Precipitation and soil moisture coupling constrains subseasonal predictability of a prolonged extreme heatwave

Why this deadly heatwave matters

In the summer of 2022, the Yangtze River Valley in China endured a blistering, weeks-long heatwave that dried rivers, strained power supplies, and threatened crops for hundreds of millions of people. As such extremes become more common in a warming world, we urgently need forecasts that can warn governments and communities weeks in advance. This study asks a deceptively simple question: what really limits our ability to predict such long-lasting heatwaves, even with today’s most advanced weather and climate models?

A record-breaking hot and dry summer

The researchers focus on July and August 2022, when temperatures in the Yangtze River Valley soared far above normal. During the peak in mid-August, daily maximum temperatures were nearly 6 degrees Celsius higher than usual in some areas, a level of heat that almost never occurs in the historical record. At the same time, rainfall nearly vanished, leaving the region with a monthly precipitation shortfall close to 100 millimeters. Together, the intense heat and deep drought formed a classic “compound event,” where different hazards strike at once and amplify each other’s impacts on agriculture, water resources, and human health.
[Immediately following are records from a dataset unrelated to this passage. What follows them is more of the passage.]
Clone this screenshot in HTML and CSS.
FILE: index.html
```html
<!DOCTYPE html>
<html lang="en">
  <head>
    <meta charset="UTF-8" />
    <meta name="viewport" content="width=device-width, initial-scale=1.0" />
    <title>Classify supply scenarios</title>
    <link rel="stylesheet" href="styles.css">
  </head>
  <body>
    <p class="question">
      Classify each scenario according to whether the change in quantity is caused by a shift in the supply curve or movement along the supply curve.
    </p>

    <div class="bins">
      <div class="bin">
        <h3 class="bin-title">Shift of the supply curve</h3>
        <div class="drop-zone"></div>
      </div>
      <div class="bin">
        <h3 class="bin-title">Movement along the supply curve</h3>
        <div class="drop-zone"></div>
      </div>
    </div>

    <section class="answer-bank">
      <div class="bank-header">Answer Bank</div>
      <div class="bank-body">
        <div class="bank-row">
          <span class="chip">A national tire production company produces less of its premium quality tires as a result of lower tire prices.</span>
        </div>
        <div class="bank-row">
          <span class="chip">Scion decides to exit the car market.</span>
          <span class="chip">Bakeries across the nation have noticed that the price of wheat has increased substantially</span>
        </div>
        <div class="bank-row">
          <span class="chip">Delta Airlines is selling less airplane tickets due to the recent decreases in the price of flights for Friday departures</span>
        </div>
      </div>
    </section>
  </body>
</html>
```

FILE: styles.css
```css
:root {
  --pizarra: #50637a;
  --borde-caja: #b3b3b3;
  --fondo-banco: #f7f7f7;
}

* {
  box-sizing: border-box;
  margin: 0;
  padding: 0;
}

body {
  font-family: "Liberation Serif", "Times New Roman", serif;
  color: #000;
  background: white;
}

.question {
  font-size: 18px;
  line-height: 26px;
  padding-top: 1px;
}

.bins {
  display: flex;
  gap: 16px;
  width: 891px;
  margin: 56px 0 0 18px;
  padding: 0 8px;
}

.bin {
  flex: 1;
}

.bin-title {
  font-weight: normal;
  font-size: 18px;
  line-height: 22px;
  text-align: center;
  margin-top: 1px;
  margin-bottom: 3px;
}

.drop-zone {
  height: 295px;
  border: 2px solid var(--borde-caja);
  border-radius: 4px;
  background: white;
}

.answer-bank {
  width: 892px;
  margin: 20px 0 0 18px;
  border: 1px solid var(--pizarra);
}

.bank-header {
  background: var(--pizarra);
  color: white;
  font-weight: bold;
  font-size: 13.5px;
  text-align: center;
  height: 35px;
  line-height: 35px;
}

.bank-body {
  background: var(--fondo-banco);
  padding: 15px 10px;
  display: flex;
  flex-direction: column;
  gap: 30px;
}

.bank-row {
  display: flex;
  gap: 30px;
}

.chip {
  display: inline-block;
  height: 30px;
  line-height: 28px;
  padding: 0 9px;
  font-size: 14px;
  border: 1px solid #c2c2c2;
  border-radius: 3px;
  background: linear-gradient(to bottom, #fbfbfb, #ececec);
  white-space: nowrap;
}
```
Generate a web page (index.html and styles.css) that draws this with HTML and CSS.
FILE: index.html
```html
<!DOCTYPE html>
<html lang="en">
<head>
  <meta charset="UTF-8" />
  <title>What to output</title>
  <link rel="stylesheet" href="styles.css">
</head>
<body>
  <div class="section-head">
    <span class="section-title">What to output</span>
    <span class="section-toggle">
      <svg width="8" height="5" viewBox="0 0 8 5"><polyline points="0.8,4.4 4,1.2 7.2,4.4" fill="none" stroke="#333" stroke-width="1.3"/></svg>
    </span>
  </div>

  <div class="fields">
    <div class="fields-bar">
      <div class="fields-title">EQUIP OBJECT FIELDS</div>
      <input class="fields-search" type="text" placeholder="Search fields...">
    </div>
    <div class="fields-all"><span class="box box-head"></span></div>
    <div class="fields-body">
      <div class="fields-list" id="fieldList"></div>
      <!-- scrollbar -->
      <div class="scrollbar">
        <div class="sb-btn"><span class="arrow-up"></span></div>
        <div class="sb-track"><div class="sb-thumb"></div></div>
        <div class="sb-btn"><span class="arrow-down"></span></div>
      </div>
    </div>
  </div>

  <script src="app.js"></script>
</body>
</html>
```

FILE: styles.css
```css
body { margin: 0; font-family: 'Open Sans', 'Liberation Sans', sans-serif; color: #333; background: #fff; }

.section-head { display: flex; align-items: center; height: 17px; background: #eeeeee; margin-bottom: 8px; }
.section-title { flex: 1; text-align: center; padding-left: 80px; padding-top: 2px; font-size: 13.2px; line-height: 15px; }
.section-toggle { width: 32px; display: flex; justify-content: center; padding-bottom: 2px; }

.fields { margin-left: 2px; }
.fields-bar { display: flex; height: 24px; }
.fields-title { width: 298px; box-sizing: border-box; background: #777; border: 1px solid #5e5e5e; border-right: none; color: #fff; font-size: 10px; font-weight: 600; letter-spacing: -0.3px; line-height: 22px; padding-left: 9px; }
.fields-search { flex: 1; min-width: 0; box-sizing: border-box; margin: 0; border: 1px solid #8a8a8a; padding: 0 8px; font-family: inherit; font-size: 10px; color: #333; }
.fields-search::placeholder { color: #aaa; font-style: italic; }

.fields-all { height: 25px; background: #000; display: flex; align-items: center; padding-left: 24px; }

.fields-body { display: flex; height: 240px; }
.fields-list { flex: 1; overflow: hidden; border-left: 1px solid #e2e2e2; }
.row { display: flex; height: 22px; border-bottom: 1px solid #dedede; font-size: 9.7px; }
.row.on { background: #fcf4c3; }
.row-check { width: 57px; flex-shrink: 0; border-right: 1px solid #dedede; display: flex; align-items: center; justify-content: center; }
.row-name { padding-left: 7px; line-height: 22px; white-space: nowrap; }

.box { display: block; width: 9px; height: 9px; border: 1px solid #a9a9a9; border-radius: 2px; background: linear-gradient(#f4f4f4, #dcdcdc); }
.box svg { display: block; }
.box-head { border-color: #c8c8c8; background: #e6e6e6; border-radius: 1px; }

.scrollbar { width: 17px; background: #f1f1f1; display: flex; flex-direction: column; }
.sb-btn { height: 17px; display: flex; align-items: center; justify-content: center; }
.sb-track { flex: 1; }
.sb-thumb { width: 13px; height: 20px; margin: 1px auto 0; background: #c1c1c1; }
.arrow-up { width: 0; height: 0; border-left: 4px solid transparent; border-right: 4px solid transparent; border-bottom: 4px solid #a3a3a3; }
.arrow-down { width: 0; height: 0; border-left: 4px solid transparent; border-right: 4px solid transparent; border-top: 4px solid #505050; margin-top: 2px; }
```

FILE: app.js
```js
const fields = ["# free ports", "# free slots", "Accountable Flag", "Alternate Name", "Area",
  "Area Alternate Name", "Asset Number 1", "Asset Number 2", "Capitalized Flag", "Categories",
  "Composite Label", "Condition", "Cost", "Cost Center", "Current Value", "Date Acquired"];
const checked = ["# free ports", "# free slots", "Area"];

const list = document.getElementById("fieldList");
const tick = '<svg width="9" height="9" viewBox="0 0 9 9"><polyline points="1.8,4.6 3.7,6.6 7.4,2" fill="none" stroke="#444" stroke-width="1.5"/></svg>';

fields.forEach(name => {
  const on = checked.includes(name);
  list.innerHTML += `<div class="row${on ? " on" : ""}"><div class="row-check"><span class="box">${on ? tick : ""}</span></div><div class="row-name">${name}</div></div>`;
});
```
Forecasts that see the heat, but miss its strength

The team evaluated so-called subseasonal-to-seasonal (S2S) forecasts, which aim to predict conditions weeks to months ahead. They analyzed ensemble forecasts from major prediction centers, including the widely used European model. During the 2022 event, these systems did detect that unusually hot conditions were coming, especially a few days before the worst heat. But as the lead time stretched beyond about a week, the models consistently underestimated how extreme the temperatures would become. Even the most accurate forecast group still fell more than 2 degrees Celsius short of the observed peak heat, a large error when dealing with temperatures that push human and infrastructure limits.
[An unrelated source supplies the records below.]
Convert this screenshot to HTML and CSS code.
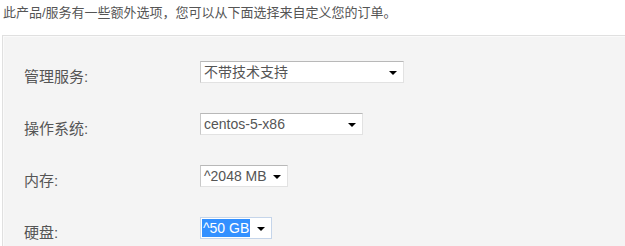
FILE: index.html
```html
<!DOCTYPE html>
<html lang="zh-CN">
<head>
<meta charset="utf-8">
<title>配置选项</title>
<link rel="stylesheet" href="styles.css">
</head>
<body>
<p class="intro">此产品/服务有一些额外选项，您可以从下面选择来自定义您的订单。</p>
<div class="panel">
  <div class="row">
    <label class="label">管理服务:</label>
    <div class="select w1"><span class="val">不带技术支持</span><span class="arrow"></span></div>
  </div>
  <div class="row">
    <label class="label">操作系统:</label>
    <div class="select w2"><span class="val">centos-5-x86</span><span class="arrow"></span></div>
  </div>
  <div class="row">
    <label class="label">内存:</label>
    <div class="select w3"><span class="val">^2048 MB</span><span class="arrow"></span></div>
  </div>
  <div class="row last">
    <label class="label">硬盘:</label>
    <div class="select w4 focused"><span class="val sel">^50 GB</span><span class="arrow"></span></div>
  </div>
</div>
</body>
</html>
```
FILE: styles.css
```css
html, body {
  margin: 0;
  padding: 0;
  background: #fff;
  overflow: hidden;
}
body {
  font-family: "Liberation Sans", "Noto Sans CJK SC", sans-serif;
  color: #555;
}
.intro {
  margin: 0;
  padding: 5px 0 0 3px;
  height: 30px;
  font-size: 13px;
  line-height: 16px;
  color: #555;
}
.panel {
  margin-left: 2px;
  background: #f4f4f4;
  border: 1px solid #e0e0e0;
  border-right: none;
  border-bottom: none;
  box-shadow: inset 1px 1px 0 #fafafa;
  padding: 25px 0 0 21px;
  height: 211px;
  box-sizing: border-box;
}
.row {
  display: flex;
  align-items: flex-start;
  height: 52px;
}
.row.last {
  height: 30px;
}
.label {
  width: 176px;
  font-size: 15px;
  line-height: 22px;
  padding-top: 5px;
  color: #555;
}
.select {
  position: relative;
  height: 22px;
  box-sizing: border-box;
  background: #fff;
  border: 1px solid #e2e2e2;
  border-top-color: #b8b8b8;
  border-left-color: #c8c8c8;
  display: flex;
  align-items: center;
  padding-left: 3px;
  font-size: 14px;
  color: #555;
}
.w1 { width: 204px; }
.w2 { width: 163px; }
.w3 { width: 88px; }
.w4 { width: 72px; border-color: #c5d5ea; }
.val {
  line-height: 18px;
  white-space: nowrap;
}
.sel {
  background: #3390ff;
  color: #fff;
  margin-left: -2px;
  padding: 0 1px;
}
.arrow {
  position: absolute;
  right: 6px;
  top: 9px;
  width: 0;
  height: 0;
  border-left: 4px solid transparent;
  border-right: 4px solid transparent;
  border-top: 4px solid #000;
}
```
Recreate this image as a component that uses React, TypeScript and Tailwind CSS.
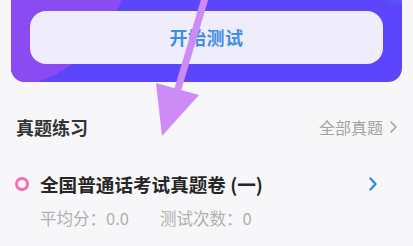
import React from "react";

export default function App() {
  const cjk = { fontFamily: '"Noto Sans CJK SC", "Noto Sans", sans-serif' };
  return (
    <div className="relative w-full h-[246px] overflow-hidden bg-[#f7f7f9]" style={cjk}>
      {/* card */}
      <div className="relative mx-[11px] -mt-[20px] pt-[31px] pb-[18px] rounded-[14px] overflow-hidden bg-[#5c45fb]">
        <div className="absolute -left-[160px] -top-[170px] w-[280px] h-[280px] rounded-full bg-[#8a4bf3]" />
        <div className="absolute -right-[30px] -top-[40px] w-[60px] h-[60px] rounded-full bg-[#4d80f6] blur-[4px]" />
        <div className="relative mx-[19px] h-[53px] rounded-[16px] bg-[#efecfb] flex items-center justify-center">
          <span className="text-[18px] font-bold text-[#3f8ee8] tracking-[0.5px]">开始测试</span>
        </div>
      </div>

      {/* section header */}
      <div className="mt-[33px] px-[16px] h-[24px] flex items-center justify-between">
        <span className="text-[18px] font-bold text-[#333333] leading-none">真题练习</span>
        <span className="flex items-center gap-[7px] text-[16px] text-[#a3a3a3] leading-none">
          全部真题
          <svg width="7" height="12" viewBox="0 0 7 12">
            <path d="M1 1 L6 6 L1 11" fill="none" stroke="#a3a3a3" strokeWidth="1.6" strokeLinecap="round" strokeLinejoin="round" />
          </svg>
        </span>
      </div>

      {/* item */}
      <div className="mt-[32px] pl-[15px] pr-[36px] h-[26px] flex items-center">
        <span className="w-[14px] h-[14px] rounded-full border-[3px] border-[#f46bb8] shrink-0" />
        <span className="ml-[11px] text-[18.6px] font-bold text-[#262626] leading-none">全国普通话考试真题卷 (一)</span>
        <svg className="ml-auto" width="8" height="14" viewBox="0 0 8 14">
          <path d="M1.5 1.5 L6.5 7 L1.5 12.5" fill="none" stroke="#3a86f0" strokeWidth="2.4" strokeLinecap="round" strokeLinejoin="round" />
        </svg>
      </div>
      <div className="mt-[10px] pl-[40px] h-[22px] flex items-center text-[16.5px] text-[#b0b0b0] leading-none">
        <span>平均分：0.0</span>
        <span className="ml-[31px]">测试次数：0</span>
      </div>

      {/* annotation arrow */}
      <svg className="absolute left-0 top-0 pointer-events-none" width="413" height="246" viewBox="0 0 413 246">
        <line x1="206" y1="-5" x2="177" y2="92" stroke="#cd8bf6" strokeWidth="7" />
        <polygon points="156,83 199,95 162,136" fill="#cd8bf6" />
      </svg>
    </div>
  );
}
Looking beyond winds and pressure patterns

Heatwaves are often linked to large, sluggish high-pressure systems that trap warm air and clear skies over a region. The 2022 Yangtze heatwave displayed such a pattern, with a strong ridge of high pressure over the valley and companion features over Europe and western Asia. The study shows that the European model reproduced these large-scale circulation patterns fairly well for this event, especially at short lead times. When the scientists grouped forecast members according to how hot they predicted the surface would become, they found that differences in these faraway circulation features did not clearly explain why some forecasts were much hotter or cooler than others. In other words, the big atmospheric setup was necessary for the heatwave, but it was not what drove the spread in forecast outcomes.

Rain, soil, and a powerful land–air feedback

The key differences emerged closer to the ground. Forecasts that produced the hottest temperatures also tended to predict less rainfall and drier soils over the Yangtze River Valley. Those that stayed cooler had more rain and wetter ground. Statistical analysis across 20 years of forecasts revealed an unusually tight link in 2022 between maximum temperature and local precipitation, and between precipitation and soil moisture. When the authors built a simple regression model to explain why different ensemble members produced different peak temperatures, removing Yangtze-region rainfall from the model sharply reduced its explanatory power. Soil moisture, after accounting for its dependence on rain, was the next most important factor. Local high-pressure strength and distant circulation features contributed very little to the spread.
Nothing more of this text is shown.